Dr. Conaty spoke about the idea of long-termism and short-termism and Dr. McAuley asked what the good looks like. Dr. Conaty spoke about it in the context of universal design but I think it applies also to these autism services. I do not have a clear conception of what the State thinks they should look like 20 years from now. I always get the impression, although not exclusively in this area given it is in many policy areas, that we are always making course corrections on a ship but we are not sure where the ship is supposed to be going. If we had a clear idea of the charted course, perhaps we would be more effective. If we did the work of determining what the good looks like, that might help us get somewhere a bit more effectively.
I will not dwell on the review of the Disability Act because Deputy Tully, in particular, drilled into that in her questions, but the recommendations in this unmet needs report are as clear as day and are substantial. I will leave it at that because there are other issues I want to have a look at.
I was going to ask about structuring the feedback from under-18s but Deputy Flaherty covered that in some detail. I know from being in the classroom that structuring the feedback of anyone under the age of 18 can be challenging in and of itself, without adding any further challenges.
It is more than a worthwhile exercise; it is essential and a central exercise.

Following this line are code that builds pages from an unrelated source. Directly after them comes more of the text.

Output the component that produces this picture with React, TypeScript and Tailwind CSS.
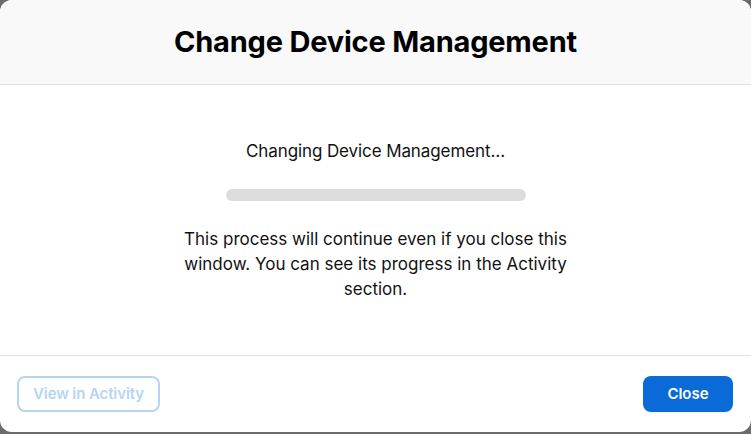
import React from "react";

export default function App() {
  return (
    <div className="w-[751px] h-[434px] bg-[#6b6b6b] overflow-hidden" style={{ fontFamily: "Inter, 'Noto Sans', sans-serif" }}>
      <div className="w-[751px] h-[432px] bg-white rounded-[12px] flex flex-col overflow-hidden">
        <div className="h-[85px] bg-[#f9f9f9] border-b border-[#e3e3e3] flex items-center justify-center">
          <h1 className="text-[29px] font-bold text-black tracking-[-0.2px]">Change Device Management</h1>
        </div>
        <div className="h-[271px] flex flex-col items-center pt-[54px] border-b border-[#e3e3e3]">
          <p className="text-[17px] text-[#111111] leading-[24px] tracking-[-0.1px]">Changing Device Management…</p>
          <div className="w-[300px] h-[12px] rounded-full bg-[#dcdcdc] mt-[26px]"></div>
          <p className="mt-[26px] w-[400px] text-center text-[17px] leading-[25px] text-[#111111]">
            This process will continue even if you close this window. You can see its progress in the Activity section.
          </p>
        </div>
        <div className="flex-1 flex items-start justify-between pl-[17px] pr-[18px] pt-[20px]">
          <button className="h-[36px] px-[14px] rounded-[8px] border-2 border-[#b5d5f5] text-[#b5d5f5] text-[15px] font-semibold tracking-[-0.1px]">View in Activity</button>
          <button className="h-[36px] w-[90px] rounded-[8px] bg-[#0a6ad8] text-white text-[15px] font-semibold">Close</button>
        </div>
      </div>
    </div>
  );
}
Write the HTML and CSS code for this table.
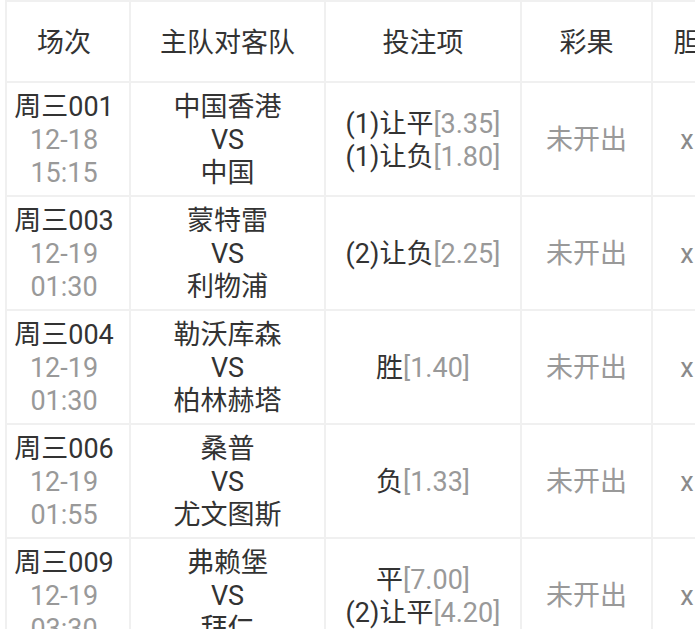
FILE: index.html
```html
<!DOCTYPE html>
<html lang="zh">
<head>
<meta charset="utf-8">
<link rel="stylesheet" href="styles.css">
</head>
<body>
<div class="wrap">
<table class="grid">
  <colgroup>
    <col class="c-no"><col class="c-team"><col class="c-bet"><col class="c-res"><col class="c-dan">
  </colgroup>
  <thead>
    <tr class="head"><th class="first">场次</th><th>主队对客队</th><th>投注项</th><th>彩果</th><th>胆</th></tr>
  </thead>
  <tbody>
    <tr>
      <td class="first"><div>周三001</div><div class="dim">12-18</div><div class="dim">15:15</div></td>
      <td><div>中国香港</div><div>VS</div><div>中国</div></td>
      <td><div>(1)让平<span class="dim">[3.35]</span></div><div>(1)让负<span class="dim">[1.80]</span></div></td>
      <td class="dim">未开出</td>
      <td class="x">x</td>
    </tr>
    <tr>
      <td class="first"><div>周三003</div><div class="dim">12-19</div><div class="dim">01:30</div></td>
      <td><div>蒙特雷</div><div>VS</div><div>利物浦</div></td>
      <td><div>(2)让负<span class="dim">[2.25]</span></div></td>
      <td class="dim">未开出</td>
      <td class="x">x</td>
    </tr>
    <tr>
      <td class="first"><div>周三004</div><div class="dim">12-19</div><div class="dim">01:30</div></td>
      <td><div>勒沃库森</div><div>VS</div><div>柏林赫塔</div></td>
      <td><div>胜<span class="dim">[1.40]</span></div></td>
      <td class="dim">未开出</td>
      <td class="x">x</td>
    </tr>
    <tr>
      <td class="first"><div>周三006</div><div class="dim">12-19</div><div class="dim">01:55</div></td>
      <td><div>桑普</div><div>VS</div><div>尤文图斯</div></td>
      <td><div>负<span class="dim">[1.33]</span></div></td>
      <td class="dim">未开出</td>
      <td class="x">x</td>
    </tr>
    <tr>
      <td class="first"><div>周三009</div><div class="dim">12-19</div><div class="dim">03:30</div></td>
      <td><div>弗赖堡</div><div>VS</div><div>拜仁</div></td>
      <td><div>平<span class="dim">[7.00]</span></div><div>(2)让平<span class="dim">[4.20]</span></div></td>
      <td class="dim">未开出</td>
      <td class="x">x</td>
    </tr>
  </tbody>
</table>
</div>
</body>
</html>
```

FILE: styles.css
```css
html, body {
  margin: 0;
  padding: 0;
  background: #ffffff;
}
.wrap {
  width: 695px;
  height: 629px;
  overflow: hidden;
  padding-left: 5px;
  box-sizing: border-box;
}
.grid {
  border-collapse: collapse;
  table-layout: fixed;
  width: 716px;
  font-family: Roboto, "Noto Sans CJK SC", sans-serif;
  font-size: 27px;
  line-height: 33px;
  color: #333333;
}
.c-no { width: 124px; }
.c-team { width: 195px; }
.c-bet { width: 196px; }
.c-res { width: 131px; }
.c-dan { width: 70px; }
.grid th, .grid td {
  border: 2px solid #f0f0f0;
  text-align: center;
  vertical-align: middle;
  padding: 3px 0 0;
  white-space: nowrap;
}
.grid th.first, .grid td.first {
  padding-right: 8px;
}
.grid th {
  font-weight: normal;
  height: 76px;
}
.grid td {
  height: 109px;
}
.dim {
  color: #999999;
}
.x {
  color: #8a8a8a;
}
```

I wish to leave Dr. Muldoon an opportunity to speak on some matters. We and Senator Flynn have talked a good bit about intersectionality in terms of, let us say, autism and membership of minority communities. We have talked a little bit as well about the overlap between autism and mental health difficulties. I want to give Dr. Muldoon the space and opportunity to talk about that children's disability network team, CDNT, structure. It has been well discussed and well rehearsed at this committee. There have certainly been problems with the roll out, how it is working and how parents are getting to interact with it, which he might have a perspective on. I know the difficulty around recruiting. There is a huge issue around autistic people with mental health difficulties accessing CAMHS, which was mentioned here multiple times as well. It is very important.
I am not sure who raised this idea of annual reporting on the progress of the CRPD. Somebody might explain to me where the power would lie in that, what it would look like and how it would be a useful lever.
Ms Gibney’s strategy statement submission sets out a specific goal to promote CRPD-compliant legislation reform. She said it is a huge challenge to the legislators who sit in this room. I want to give her an opportunity to unpack that and tell me what that would look like in practice. Are there exemplars she could point me to whereby that kind of lens is being brought into the legislative process in an effective way?